May I note one aspect of her work that I find to have a powerfully feminist component?  Though she had formidable chops in conventionally written notation (see, for example, her early Songs to texts by Duncan and Olson, the Variations for Sextet, or the Trio for Flute, Piano and Page Turner (I can't help but note the importance of her teacher, Robert Erickson, in arriving at these pieces)), her mature music did not privilege that form of transmission over texts, images (mandalas, in particular, or oral/aural-transmission. When Oliveros introduced herself and her Sonic Meditations in a 1971 issue of Source: Music of the Avant-Garde magazine, she was frank and most radically, for me, in her identification as a natural being (a two-legged human, to be exact, keeping the company of many animals) and with Sappho as an archetype (I suppose we'd now prefer 'role model') of suppressed women composers:
Pauline Oliveros is a two-legged human being, a female, lesbian, musician, composer among other things that contribute to her identity. She is herself and lives with her partner... along with assorted poultry, dogs, cats, rabbits and tropical hermit crabs. She is devoted to the elevation and equalization of the feminine principle along with the masculine principle. The feminine principle is subjugated in both women and men, personally and transpersonally. She believes that Sappho, the great Greek poetess was the archetype of women composers and that the destruction of her work by the early Christians is representative of a movement which eliminated and suppressed all models of women a creators in the arts. She is further devoted to uncovering, establishing, and encouraging new models to which women and the feminine side of men can relate.

The Sonic Meditations that followed were text scores, dedicated to the ♀ Ensemble (and that other pioneer, Amelia Earhart (!)) and were not intended primarily for concert performance but as "group work" for developing "positive energy."   Now, some of this now has a somewhat dated or faded tone, given the whole "new age" or "human potential" thing that came in intervening years (and yes, to be honest, I'm not completely at ease with Oliveros's program of "Deep Listening" (though I have pushed enough for a not unrelated "slow listening", here)), but above and beyond its solely musical attractions, this work was prescient, honest, and suggested productive ways of changing the way in which people made and used music, not just as passive consumerism.  And however faded, I suspect the next years will bring some new urgency to the more political, especially feminist, aspects of this work. I'm not sure exactly what Deep Listening is, and it may be, to some extent, musical snake oil (a thought Oliveros probably would have enjoyed laughing at) but, to the extent that it's not casual listening and that it opens musical listening up to the wider experience around the music, the people engaged in it, the environment around it, it's a good thing.

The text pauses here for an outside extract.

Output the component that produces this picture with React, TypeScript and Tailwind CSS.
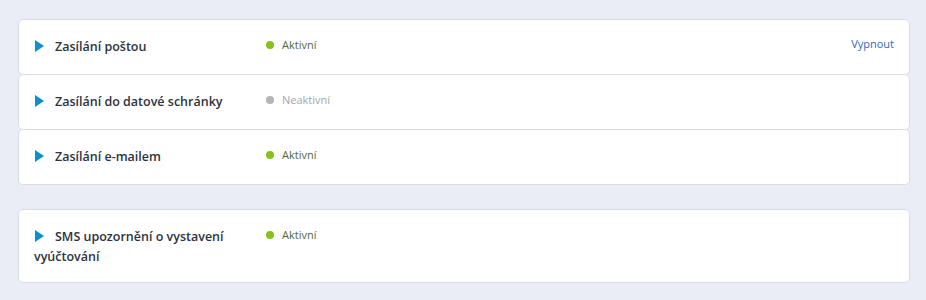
const rows = [
  { title: 'Zasílání poštou', active: true, action: 'Vypnout' },
  { title: 'Zasílání do datové schránky', active: false },
  { title: 'Zasílání e-mailem', active: true },
];

type Row = { title: string; active: boolean; action?: string };

const Caret = () => (
  <svg
    className="inline-block align-[-1px] ml-px mr-[11px]"
    width="9"
    height="12"
    viewBox="0 0 9 12">
    <path d="M0 0 L9 6 L0 12 Z" fill="#0b8ed2" />
  </svg>
);

const StatusRow = ({ row, className = '' }: { row: Row; className?: string }) => (
  <div
    className={`flex items-start bg-white border border-[#d8dce4] rounded-[5px] min-h-[56px] pl-[15px] pr-[15px] pt-4 pb-[15px] ${className}`}>
    <div className="w-[232px] shrink-0 text-[12.5px] leading-5 font-semibold text-[#2e333d] pt-px">
      <Caret />
      {row.title}
    </div>
    <div className="flex items-center gap-2 text-[11px] leading-4 pt-px">
      <span
        className={`w-2 h-2 rounded-full ${row.active ? 'bg-[#84c21c]' : 'bg-[#b3b5b8]'}`}
      />
      <span className={row.active ? 'text-[#56663f]' : 'text-[#a3a6ad]'}>
        {row.active ? 'Aktivní' : 'Neaktivní'}
      </span>
    </div>
    {row.action && (
      <a className="ml-auto text-[11px] leading-4 text-[#2f6bb3] cursor-pointer">
        {row.action}
      </a>
    )}
  </div>
);

export default function App() {
  return (
    <div
      className="min-h-[300px] bg-[#eaedf5] pl-[18px] pr-4 pt-[19px]"
      style={{ fontFamily: '"Open Sans", "Noto Sans", sans-serif' }}>
      <div className="flex flex-col">
        {rows.map((row, i) => (
          <StatusRow key={row.title} row={row} className={i > 0 ? '-mt-px' : ''} />
        ))}
      </div>
      <StatusRow
        className="mt-6"
        row={{ title: 'SMS upozornění o vystavení vyúčtování', active: true }}
      />
    </div>
  );
}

There will likely be many memorials online and off, each focusing on different aspects of her work. Here I'd like to emphasize this environmental dimension, which I think has roots in the notion of her teacher Erickson that "every composer composes his/her environment", in the expansiveness of the Bay Area's emerging genre of theatre pieces (the "Chamber Opera" version of La Monte Young's Poem for Chairs, Tables, Benches, etc. may have been the first of the kind), and in work that Pauline and Douglas Leedy were first doing in the Bay Area in the 1960s, likely beginning with Leedy's garden party music Exhibition Music 1964, and continuing with self-sustaining electronic enviroments by both (Leedy's Electronic Zodiac and Entropical Paradise are the best-known examples of this work) but, ultimately, I think, for Oliveros, evolving into refined electronics for enhancing live instrumental and vocal performances.  Ever a great collaborator, one of the major events in her early career was the first major festival of the work of David Tudor (for which event she wrote Seesaw for bandoneon and accordion duet (the players were on one such piece of playground equipment) with "possible minah bird obbligato" (yes, her pet bird participated)) and although Tudor began as a mentor, I think it was Oliveros's example that enouraged Tudor in his own environmental-musical concerns, from the scrapyard loudspeaker Rainforest to the insect sounds of Dialects or his later investigations of natural underwater sounds.


                                (Photo: David Tudor, Douglas Leedy, N.N., Pauline Oliveros, ca, 1969)
Pauline Oliveros is dearly missed (have I mentioned that I already miss her voice, so comfortingly droll and slightly drawling?), but I'm certain she'd counsel that we use this opportunity to simply keep making music, her music, your music, our music, and pay deep attention to the world it is in.